That's K-means clustering. We can also create hierarchical trees using Ward's clustering algorithm, also in R:

There are a lot more details to get out of a hierarchical chart like this. I think my favorite is that "Huxley" is closer to "Darwinism" than any other word, followed by "evolution." Remember, all these correlations are limited to books that use 'evolution' AND the listed word, so a word like "theory" doesn't necessarily get to have all its other meanings. It's also interesting to see just how different the anatomical language is from everything else (the last five words on the chart). I also like seeing how Fiske, Kant, Spencer and Comte each appear amidst a slightly different cluster of words in the philosophical grouping near the top.
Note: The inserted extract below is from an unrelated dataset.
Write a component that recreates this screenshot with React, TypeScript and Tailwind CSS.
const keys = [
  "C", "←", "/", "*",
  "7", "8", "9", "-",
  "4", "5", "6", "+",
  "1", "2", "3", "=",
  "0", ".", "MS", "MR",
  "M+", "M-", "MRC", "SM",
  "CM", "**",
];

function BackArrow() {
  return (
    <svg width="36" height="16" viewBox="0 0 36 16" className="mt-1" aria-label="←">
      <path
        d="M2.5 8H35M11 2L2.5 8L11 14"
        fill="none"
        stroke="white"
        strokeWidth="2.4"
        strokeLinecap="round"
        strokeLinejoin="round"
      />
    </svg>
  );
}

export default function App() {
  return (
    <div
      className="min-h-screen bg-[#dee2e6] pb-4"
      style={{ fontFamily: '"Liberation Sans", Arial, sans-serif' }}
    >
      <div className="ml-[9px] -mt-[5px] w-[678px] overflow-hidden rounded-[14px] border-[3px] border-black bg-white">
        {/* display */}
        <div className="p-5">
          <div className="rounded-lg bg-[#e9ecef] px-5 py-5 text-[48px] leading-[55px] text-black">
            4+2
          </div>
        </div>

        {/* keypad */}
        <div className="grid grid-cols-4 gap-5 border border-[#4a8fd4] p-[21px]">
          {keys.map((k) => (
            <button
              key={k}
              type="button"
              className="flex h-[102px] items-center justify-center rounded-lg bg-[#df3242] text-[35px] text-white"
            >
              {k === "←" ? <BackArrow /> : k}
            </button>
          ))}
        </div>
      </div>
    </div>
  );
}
If only the sample ran a little later, this is surely where Dewey would land.

Finally, I wondered if there was some way to capture the strength of ties among words using some sort of force-directed placement algorithm like the ones usually used for social networks. Each word has different strengths of ties to other words. This doesn't totally work, but it's a little interesting nonetheless, so I might as well post it. (click to enlarge). It's also a slightly different set of words, as I've kept tweaking with the selection mechanism. With enough work I think one could create some interesting visualizations. But right now, I see the good of this sort of work in helping perfect searches, and I'm not sure how deep the insight we get from this sort of view are.

But we shouldn't underestimate shallow insights--that's what computers are best at, and the best of us need them. Reminders of common words, the ability to skim through areas for words in a family, and so on—can be very valuable in the places we might fall flat. (It took one of these, for example, to remind me that a lot of 19th century books that use the word 'society' do so in the context of missionaries).
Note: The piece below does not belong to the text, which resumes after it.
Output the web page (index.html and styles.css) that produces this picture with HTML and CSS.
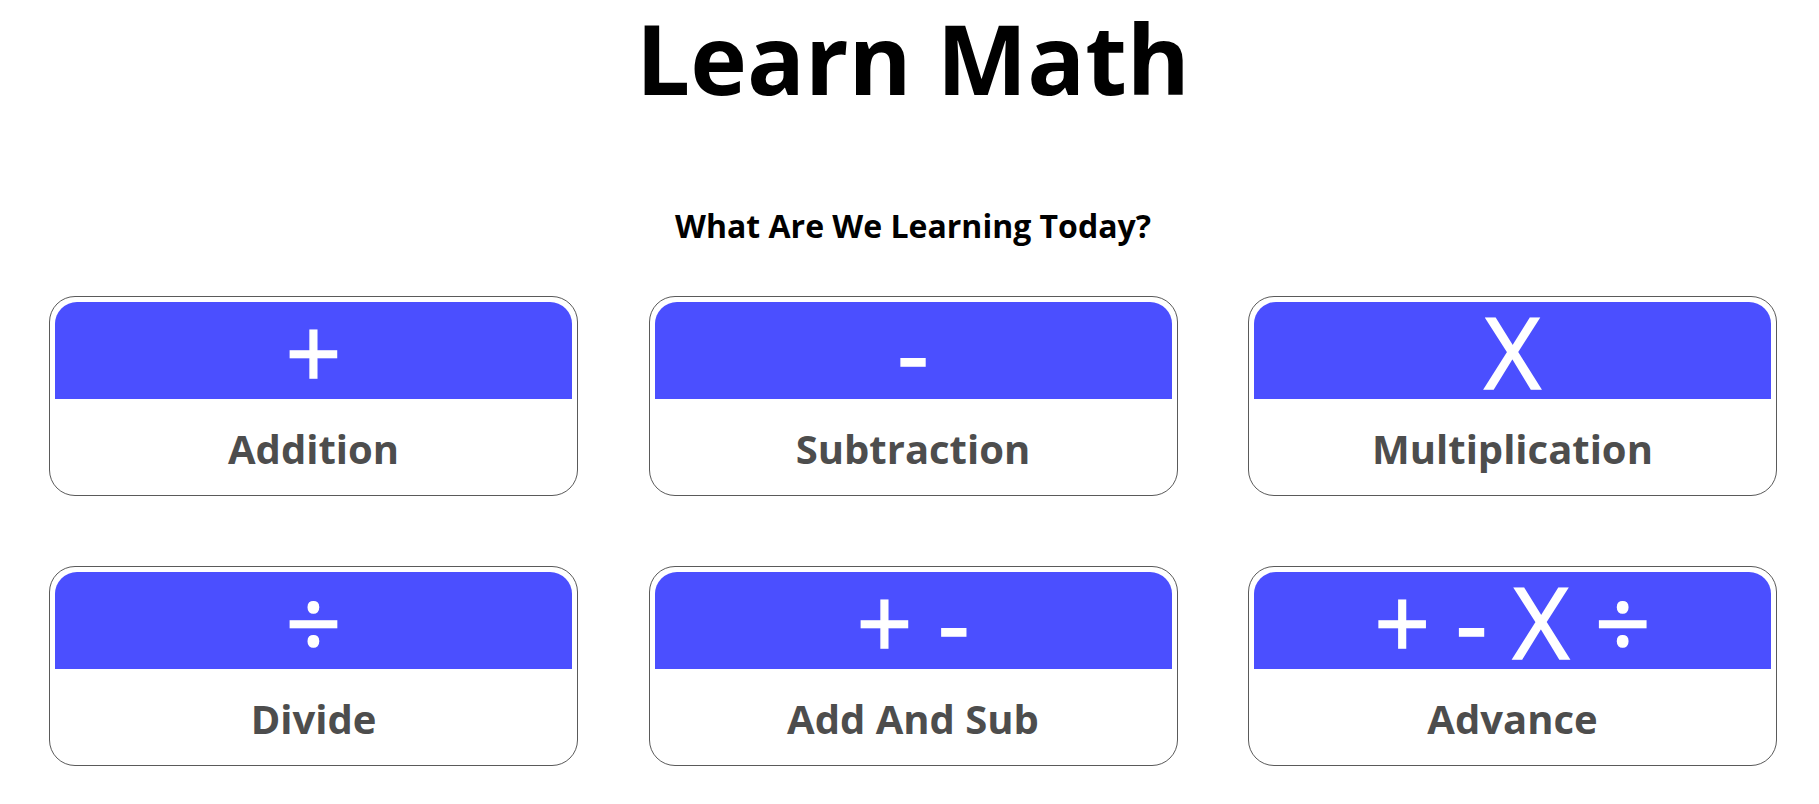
FILE: index.html
```html
<!DOCTYPE html>
<html lang="en">
<head>
<meta charset="utf-8">
<title>Learn Math</title>
<link rel="stylesheet" href="styles.css">
</head>
<body>
  <h1 class="title">Learn Math</h1>
  <h2 class="subtitle">What Are We Learning Today?</h2>
  <main class="grid">
    <a class="card" href="#">
      <div class="banner"><span>+</span></div>
      <div class="label">Addition</div>
    </a>
    <a class="card" href="#">
      <div class="banner"><span>-</span></div>
      <div class="label">Subtraction</div>
    </a>
    <a class="card" href="#">
      <div class="banner"><span>X</span></div>
      <div class="label">Multiplication</div>
    </a>
    <a class="card" href="#">
      <div class="banner"><span>÷</span></div>
      <div class="label">Divide</div>
    </a>
    <a class="card" href="#">
      <div class="banner"><span>+ -</span></div>
      <div class="label">Add And Sub</div>
    </a>
    <a class="card" href="#">
      <div class="banner"><span>+ - X ÷</span></div>
      <div class="label">Advance</div>
    </a>
  </main>
</body>
</html>
```

FILE: styles.css
```css
html, body {
  margin: 0;
  padding: 0;
  background: #ffffff;
}

body {
  font-family: "Open Sans", "Noto Sans", sans-serif;
  color: #000;
}

.title {
  margin: 0;
  padding-left: 7px;
  font-size: 96px;
  font-weight: 700;
  line-height: 1.2;
  text-align: center;
}

.subtitle {
  margin: 89px 0 0;
  padding-left: 7px;
  font-size: 32px;
  font-weight: 700;
  line-height: normal;
  text-align: center;
}

.grid {
  display: grid;
  grid-template-columns: repeat(3, 529px);
  column-gap: 70.5px;
  row-gap: 70px;
  padding: 0 42px 0 49px;
  margin-top: 49px;
}

.card {
  display: flex;
  flex-direction: column;
  box-sizing: border-box;
  width: 529px;
  padding: 5px;
  border: 1px solid #5a5a5a;
  border-radius: 26px;
  text-decoration: none;
  background: #fff;
}

.banner {
  display: flex;
  align-items: center;
  justify-content: center;
  height: 97px;
  background: #4b4fff;
  border-radius: 22px 22px 0 0;
}

.banner span {
  color: #ffffff;
  font-family: "Open Sans", sans-serif;
  font-weight: 400;
  font-size: 98px;
  line-height: normal;
  white-space: pre;
  -webkit-text-stroke: 1.5px #ffffff;
}

.label {
  padding: 22px 0 13px;
  font-size: 40px;
  font-weight: 700;
  line-height: 56px;
  color: #4d4d4d;
  text-align: center;
}
```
Historians do a tremendous volume of searches, and we don't always remember just what it is we know. To stretch for an analogy: Intermediate pianists should often play a scale in the key before striking out on a piece to reacquaint their fingers with the environment of the new key. Reviewing visualizations can serve something of the same purpose—reminding us what we know before we try to apply that knowledge, so we're less likely to make common mistakes.
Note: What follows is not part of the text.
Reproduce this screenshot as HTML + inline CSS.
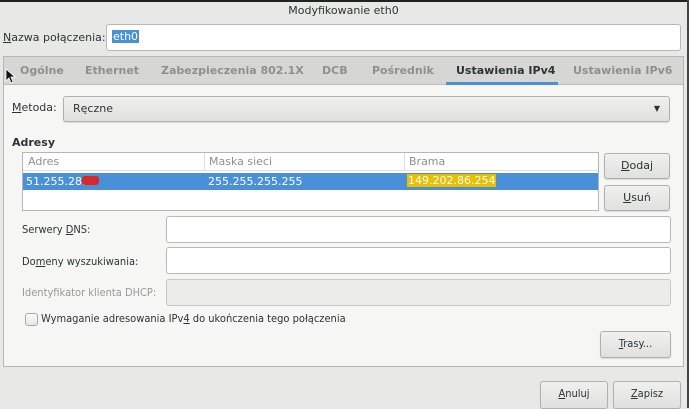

Also, of course, it's just fun to see the words arrange themselves into networks that seem to instantiate some sort of semiotic web. There's social Darwinism in the upper left,  geology on the right, and a cluster of words—species, sexual, cell— at the heart. Sometimes it's just good to confirm what we already know through a different path.


  1. Good stuff, Ben. Are you purposefully riling up defenders of (more traditional definitions of) discourse by adopting the term instead of a different one?

    I wonder because you're still going to get push-back from those who think the sorts of thinking you're doing here (which they'll *have* to admit is thinking) is at a level of remove from the sorts out of which historians make their livings.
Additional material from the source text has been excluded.